#### Exercise objective:
Omit every picture and return the rest of the data unaltered.
** START Data lines **
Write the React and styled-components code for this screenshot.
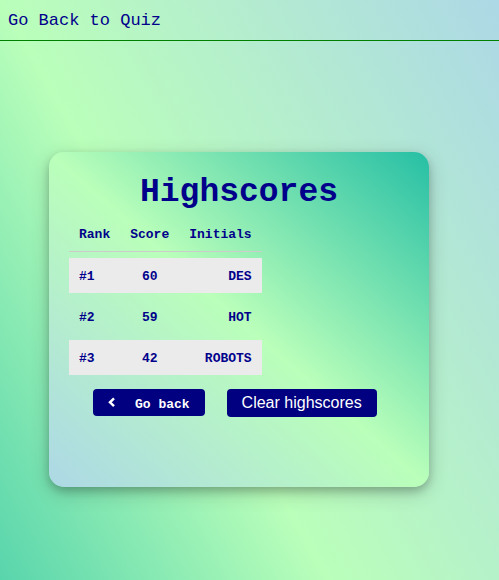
import React from "react";
import styled, { createGlobalStyle } from "styled-components";

const GlobalStyle = createGlobalStyle`
  *, *::before, *::after {
    box-sizing: border-box;
  }
  body {
    margin: 0;
    color: darkblue;
    font-family: "Courier New", "Liberation Mono", monospace;
  }
`;

const Page = styled.div`
  min-height: 100vh;
  background: linear-gradient(to top right, #26bfa5, #baffba, lightblue) 0 0 / 100% 152vh;
`;

const NavBar = styled.nav`
  padding: 9px 8px 7px;
  border-bottom: 1px solid green;
`;

const NavLink = styled.a`
  display: block;
  color: darkblue;
  font-size: 17px;
  line-height: 24px;
  text-decoration: none;
`;

const Card = styled.main`
  max-width: 380px;
  min-height: 335px;
  margin: 111px 70px 48px 49px;
  padding: 22px 20px 20px;
  border-radius: 15px;
  background: linear-gradient(to top right, lightblue, #baffba, #26bfa5);
  box-shadow: 0 4px 8px 0 rgba(0, 0, 0, 0.2), 0 6px 20px 0 rgba(0, 0, 0, 0.19);
`;

const Title = styled.h1`
  margin: 0;
  font-size: 33px;
  line-height: 37px;
  text-align: center;
`;

const ScoreTable = styled.table`
  border-spacing: 0 6px;
  font-size: 13px;
  font-weight: bold;
  line-height: 15px;
`;

const HeadCell = styled.th`
  padding: 10px 10px 9px;
  border-bottom: 1px solid #ccc;
  text-align: ${({ $align }) => $align};
`;

const ScoreRow = styled.tr`
  &:nth-child(odd) {
    background: #ebebeb;
  }
`;

const Cell = styled.td`
  padding: 11px 10px 9px;
  text-align: ${({ $align }) => $align};
`;

const Actions = styled.div`
  display: flex;
  flex-wrap: wrap;
  align-items: flex-start;
  gap: 22px;
  padding: 8px 24px 0;
`;

const Button = styled.button`
  display: flex;
  align-items: center;
  padding: 5px 15px;
  border: 0;
  border-radius: 4px;
  background: navy;
  color: white;
  font-family: "Liberation Sans", Arial, sans-serif;
  font-size: 16px;
  line-height: 18px;
  cursor: pointer;
`;

const BackButton = styled(Button)`
  gap: 19px;
  padding: 8px 15px 4px;
  font-family: "Courier New", "Liberation Mono", monospace;
  font-size: 13px;
  font-weight: bold;
  line-height: 15px;
`;

const BackIcon = styled.svg`
  width: 8px;
  height: 11px;
  align-self: flex-start;
`;

const columns = [
  { key: "rank", label: "Rank", align: "left" },
  { key: "score", label: "Score", align: "center" },
  { key: "initials", label: "Initials", align: "right" },
];

const scores = [
  { rank: "#1", score: 60, initials: "DES" },
  { rank: "#2", score: 59, initials: "HOT" },
  { rank: "#3", score: 42, initials: "ROBOTS" },
];

export default function App() {
  return (
    <Page>
      <GlobalStyle />
      <NavBar>
        <NavLink href="#quiz">Go Back to Quiz</NavLink>
      </NavBar>
      <Card>
        <Title>Highscores</Title>
        <ScoreTable>
          <thead>
            <tr>
              {columns.map(({ key, label, align }) => (
                <HeadCell key={key} scope="col" $align={align}>
                  {label}
                </HeadCell>
              ))}
            </tr>
          </thead>
          <tbody>
            {scores.map((entry) => (
              <ScoreRow key={entry.rank}>
                {columns.map(({ key, align }) => (
                  <Cell key={key} $align={align}>
                    {entry[key]}
                  </Cell>
                ))}
              </ScoreRow>
            ))}
          </tbody>
        </ScoreTable>
        <Actions>
          <BackButton type="button">
            <BackIcon viewBox="0 0 8 11" fill="none" aria-hidden="true">
              <path d="M6 1.4 2 5.3l4 3.9" stroke="currentColor" strokeWidth="2.5" />
            </BackIcon>
            Go back
          </BackButton>
          <Button type="button">Clear highscores</Button>
        </Actions>
      </Card>
    </Page>
  );
}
** END Data lines **
#### Worked answer:
Write the React and styled-components code for this screenshot.
import React from "react";
import styled, { createGlobalStyle } from "styled-components";

const GlobalStyle = createGlobalStyle`
  *, *::before, *::after {
    box-sizing: border-box;
  }
  body {
    margin: 0;
    color: darkblue;
    font-family: "Courier New", "Liberation Mono", monospace;
  }
`;

const Page = styled.div`
  min-height: 100vh;
  background: linear-gradient(to top right, #26bfa5, #baffba, lightblue) 0 0 / 100% 152vh;
`;

const NavBar = styled.nav`
  padding: 9px 8px 7px;
  border-bottom: 1px solid green;
`;

const NavLink = styled.a`
  display: block;
  color: darkblue;
  font-size: 17px;
  line-height: 24px;
  text-decoration: none;
`;

const Card = styled.main`
  max-width: 380px;
  min-height: 335px;
  margin: 111px 70px 48px 49px;
  padding: 22px 20px 20px;
  border-radius: 15px;
  background: linear-gradient(to top right, lightblue, #baffba, #26bfa5);
  box-shadow: 0 4px 8px 0 rgba(0, 0, 0, 0.2), 0 6px 20px 0 rgba(0, 0, 0, 0.19);
`;

const Title = styled.h1`
  margin: 0;
  font-size: 33px;
  line-height: 37px;
  text-align: center;
`;

const ScoreTable = styled.table`
  border-spacing: 0 6px;
  font-size: 13px;
  font-weight: bold;
  line-height: 15px;
`;

const HeadCell = styled.th`
  padding: 10px 10px 9px;
  border-bottom: 1px solid #ccc;
  text-align: ${({ $align }) => $align};
`;

const ScoreRow = styled.tr`
  &:nth-child(odd) {
    background: #ebebeb;
  }
`;

const Cell = styled.td`
  padding: 11px 10px 9px;
  text-align: ${({ $align }) => $align};
`;

const Actions = styled.div`
  display: flex;
  flex-wrap: wrap;
  align-items: flex-start;
  gap: 22px;
  padding: 8px 24px 0;
`;

const Button = styled.button`
  display: flex;
  align-items: center;
  padding: 5px 15px;
  border: 0;
  border-radius: 4px;
  background: navy;
  color: white;
  font-family: "Liberation Sans", Arial, sans-serif;
  font-size: 16px;
  line-height: 18px;
  cursor: pointer;
`;

const BackButton = styled(Button)`
  gap: 19px;
  padding: 8px 15px 4px;
  font-family: "Courier New", "Liberation Mono", monospace;
  font-size: 13px;
  font-weight: bold;
  line-height: 15px;
`;

const BackIcon = styled.svg`
  width: 8px;
  height: 11px;
  align-self: flex-start;
`;

const columns = [
  { key: "rank", label: "Rank", align: "left" },
  { key: "score", label: "Score", align: "center" },
  { key: "initials", label: "Initials", align: "right" },
];

const scores = [
  { rank: "#1", score: 60, initials: "DES" },
  { rank: "#2", score: 59, initials: "HOT" },
  { rank: "#3", score: 42, initials: "ROBOTS" },
];

export default function App() {
  return (
    <Page>
      <GlobalStyle />
      <NavBar>
        <NavLink href="#quiz">Go Back to Quiz</NavLink>
      </NavBar>
      <Card>
        <Title>Highscores</Title>
        <ScoreTable>
          <thead>
            <tr>
              {columns.map(({ key, label, align }) => (
                <HeadCell key={key} scope="col" $align={align}>
                  {label}
                </HeadCell>
              ))}
            </tr>
          </thead>
          <tbody>
            {scores.map((entry) => (
              <ScoreRow key={entry.rank}>
                {columns.map(({ key, align }) => (
                  <Cell key={key} $align={align}>
                    {entry[key]}
                  </Cell>
                ))}
              </ScoreRow>
            ))}
          </tbody>
        </ScoreTable>
        <Actions>
          <BackButton type="button">
            <BackIcon viewBox="0 0 8 11" fill="none" aria-hidden="true">
              <path d="M6 1.4 2 5.3l4 3.9" stroke="currentColor" strokeWidth="2.5" />
            </BackIcon>
            Go back
          </BackButton>
          <Button type="button">Clear highscores</Button>
        </Actions>
      </Card>
    </Page>
  );
}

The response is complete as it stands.